Find the lines of data that contain the string "components", then list them.

*****

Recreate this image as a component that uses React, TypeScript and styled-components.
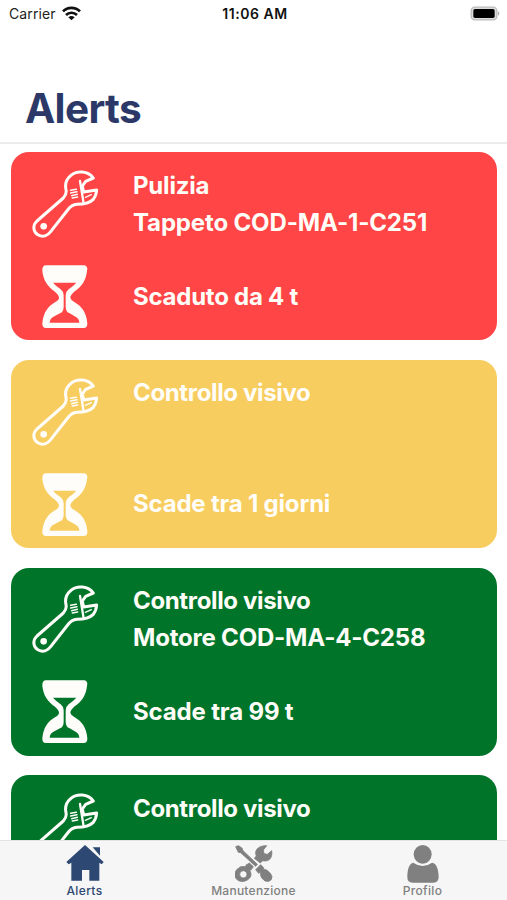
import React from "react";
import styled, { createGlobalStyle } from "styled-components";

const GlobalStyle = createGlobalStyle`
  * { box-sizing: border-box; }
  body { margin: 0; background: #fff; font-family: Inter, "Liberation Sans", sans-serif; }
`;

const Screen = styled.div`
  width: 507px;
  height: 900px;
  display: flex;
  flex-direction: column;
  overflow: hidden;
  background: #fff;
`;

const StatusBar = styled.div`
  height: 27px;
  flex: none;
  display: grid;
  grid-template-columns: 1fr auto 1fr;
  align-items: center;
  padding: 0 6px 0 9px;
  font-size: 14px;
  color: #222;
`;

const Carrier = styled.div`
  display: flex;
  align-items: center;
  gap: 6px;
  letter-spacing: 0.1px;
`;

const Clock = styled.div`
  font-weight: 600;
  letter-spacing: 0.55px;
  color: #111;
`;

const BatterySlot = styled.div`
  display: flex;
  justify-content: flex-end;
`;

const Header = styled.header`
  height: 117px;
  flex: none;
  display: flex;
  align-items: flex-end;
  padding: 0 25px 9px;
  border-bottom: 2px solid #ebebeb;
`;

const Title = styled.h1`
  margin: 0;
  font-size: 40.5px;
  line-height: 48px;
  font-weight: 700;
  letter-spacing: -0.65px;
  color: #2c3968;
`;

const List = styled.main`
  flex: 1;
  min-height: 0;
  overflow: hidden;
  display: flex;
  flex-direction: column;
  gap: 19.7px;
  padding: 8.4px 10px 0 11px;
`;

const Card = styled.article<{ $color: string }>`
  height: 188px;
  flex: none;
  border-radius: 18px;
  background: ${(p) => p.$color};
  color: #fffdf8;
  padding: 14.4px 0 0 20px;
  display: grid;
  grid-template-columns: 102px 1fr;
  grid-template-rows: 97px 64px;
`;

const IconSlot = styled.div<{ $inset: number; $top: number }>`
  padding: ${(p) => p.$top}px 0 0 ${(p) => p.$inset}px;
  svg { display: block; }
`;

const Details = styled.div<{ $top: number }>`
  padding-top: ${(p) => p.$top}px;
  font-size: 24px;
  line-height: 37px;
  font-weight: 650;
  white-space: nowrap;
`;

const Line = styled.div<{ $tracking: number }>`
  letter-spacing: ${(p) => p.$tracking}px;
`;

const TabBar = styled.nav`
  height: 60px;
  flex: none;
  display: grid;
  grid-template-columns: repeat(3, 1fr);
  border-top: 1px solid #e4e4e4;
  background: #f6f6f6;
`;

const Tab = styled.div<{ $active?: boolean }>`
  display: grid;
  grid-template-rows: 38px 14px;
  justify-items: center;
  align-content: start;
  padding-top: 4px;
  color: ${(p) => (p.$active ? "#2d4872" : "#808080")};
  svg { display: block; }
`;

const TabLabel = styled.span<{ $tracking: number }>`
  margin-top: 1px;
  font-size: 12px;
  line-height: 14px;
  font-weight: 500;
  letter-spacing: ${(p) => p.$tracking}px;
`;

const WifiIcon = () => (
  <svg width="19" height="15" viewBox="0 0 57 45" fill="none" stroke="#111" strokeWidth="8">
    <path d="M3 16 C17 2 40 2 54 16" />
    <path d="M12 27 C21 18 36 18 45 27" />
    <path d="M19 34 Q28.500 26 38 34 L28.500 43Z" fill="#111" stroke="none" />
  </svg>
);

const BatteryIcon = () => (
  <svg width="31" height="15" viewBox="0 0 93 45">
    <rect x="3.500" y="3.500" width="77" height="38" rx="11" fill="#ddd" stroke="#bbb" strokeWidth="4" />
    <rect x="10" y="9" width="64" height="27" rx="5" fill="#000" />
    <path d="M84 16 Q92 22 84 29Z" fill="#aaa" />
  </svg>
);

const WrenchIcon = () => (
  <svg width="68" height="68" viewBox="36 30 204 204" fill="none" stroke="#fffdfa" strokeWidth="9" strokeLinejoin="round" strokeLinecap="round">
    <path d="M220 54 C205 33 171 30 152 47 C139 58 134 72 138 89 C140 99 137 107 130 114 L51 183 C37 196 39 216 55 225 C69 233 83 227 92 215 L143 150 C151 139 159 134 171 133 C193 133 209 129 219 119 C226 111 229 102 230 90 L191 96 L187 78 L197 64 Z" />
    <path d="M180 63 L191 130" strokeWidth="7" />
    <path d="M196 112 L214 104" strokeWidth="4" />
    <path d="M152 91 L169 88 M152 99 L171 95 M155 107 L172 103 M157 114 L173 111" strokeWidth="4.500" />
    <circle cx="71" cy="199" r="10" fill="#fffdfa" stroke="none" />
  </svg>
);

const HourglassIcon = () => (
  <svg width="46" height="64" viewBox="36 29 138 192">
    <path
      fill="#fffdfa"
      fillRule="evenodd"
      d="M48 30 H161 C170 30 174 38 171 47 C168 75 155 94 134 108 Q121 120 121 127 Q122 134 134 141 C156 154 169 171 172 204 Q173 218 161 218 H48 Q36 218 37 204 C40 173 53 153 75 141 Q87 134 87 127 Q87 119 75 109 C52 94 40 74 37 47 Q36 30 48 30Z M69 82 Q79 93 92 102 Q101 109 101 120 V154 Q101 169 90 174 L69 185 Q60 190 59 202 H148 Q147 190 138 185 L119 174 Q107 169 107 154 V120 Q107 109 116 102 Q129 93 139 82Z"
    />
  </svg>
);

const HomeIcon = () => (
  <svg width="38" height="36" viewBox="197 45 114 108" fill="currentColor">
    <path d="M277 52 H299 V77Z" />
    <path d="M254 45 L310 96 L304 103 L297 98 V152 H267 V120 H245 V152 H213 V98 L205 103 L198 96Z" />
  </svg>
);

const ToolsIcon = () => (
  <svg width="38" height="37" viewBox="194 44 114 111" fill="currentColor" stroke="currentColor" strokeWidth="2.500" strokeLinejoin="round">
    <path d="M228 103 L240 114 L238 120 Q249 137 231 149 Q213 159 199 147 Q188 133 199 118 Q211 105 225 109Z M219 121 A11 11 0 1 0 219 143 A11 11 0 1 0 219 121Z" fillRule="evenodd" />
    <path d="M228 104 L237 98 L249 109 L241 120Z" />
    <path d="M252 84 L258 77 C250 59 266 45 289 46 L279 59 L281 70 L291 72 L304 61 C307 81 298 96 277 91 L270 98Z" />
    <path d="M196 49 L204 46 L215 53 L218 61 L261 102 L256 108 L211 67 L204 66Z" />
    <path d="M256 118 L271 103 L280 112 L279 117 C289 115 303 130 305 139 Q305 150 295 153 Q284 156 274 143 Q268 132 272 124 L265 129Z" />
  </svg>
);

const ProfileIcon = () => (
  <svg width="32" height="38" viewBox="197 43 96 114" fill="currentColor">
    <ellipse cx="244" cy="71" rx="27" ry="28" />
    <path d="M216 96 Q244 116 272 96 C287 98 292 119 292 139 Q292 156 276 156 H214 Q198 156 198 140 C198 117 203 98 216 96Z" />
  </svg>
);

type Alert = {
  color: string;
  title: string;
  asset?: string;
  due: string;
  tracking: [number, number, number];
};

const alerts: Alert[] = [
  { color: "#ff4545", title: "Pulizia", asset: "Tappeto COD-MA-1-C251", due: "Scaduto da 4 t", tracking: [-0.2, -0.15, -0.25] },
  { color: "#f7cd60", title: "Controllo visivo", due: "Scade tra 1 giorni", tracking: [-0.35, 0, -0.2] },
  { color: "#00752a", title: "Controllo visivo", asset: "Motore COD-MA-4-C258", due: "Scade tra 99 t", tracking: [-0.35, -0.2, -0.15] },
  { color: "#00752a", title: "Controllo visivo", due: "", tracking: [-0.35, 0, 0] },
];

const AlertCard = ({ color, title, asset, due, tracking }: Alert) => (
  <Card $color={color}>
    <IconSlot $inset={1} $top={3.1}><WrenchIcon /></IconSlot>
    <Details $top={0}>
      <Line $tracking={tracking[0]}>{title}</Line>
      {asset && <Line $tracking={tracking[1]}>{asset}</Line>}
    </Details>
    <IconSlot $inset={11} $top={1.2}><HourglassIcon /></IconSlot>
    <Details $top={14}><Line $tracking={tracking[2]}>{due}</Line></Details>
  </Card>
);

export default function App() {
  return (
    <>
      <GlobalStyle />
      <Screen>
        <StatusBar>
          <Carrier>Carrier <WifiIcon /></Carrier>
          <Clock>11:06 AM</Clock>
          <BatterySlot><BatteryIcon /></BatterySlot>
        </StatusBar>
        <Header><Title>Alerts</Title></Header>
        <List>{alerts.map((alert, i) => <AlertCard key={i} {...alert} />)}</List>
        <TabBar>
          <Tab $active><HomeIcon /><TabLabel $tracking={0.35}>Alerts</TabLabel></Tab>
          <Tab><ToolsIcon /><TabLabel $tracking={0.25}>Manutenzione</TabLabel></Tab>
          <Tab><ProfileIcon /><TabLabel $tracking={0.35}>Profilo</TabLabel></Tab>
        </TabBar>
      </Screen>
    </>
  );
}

*****

OUTPUT BELOW =
Recreate this image as a component that uses React, TypeScript and styled-components.
import styled, { createGlobalStyle } from "styled-components";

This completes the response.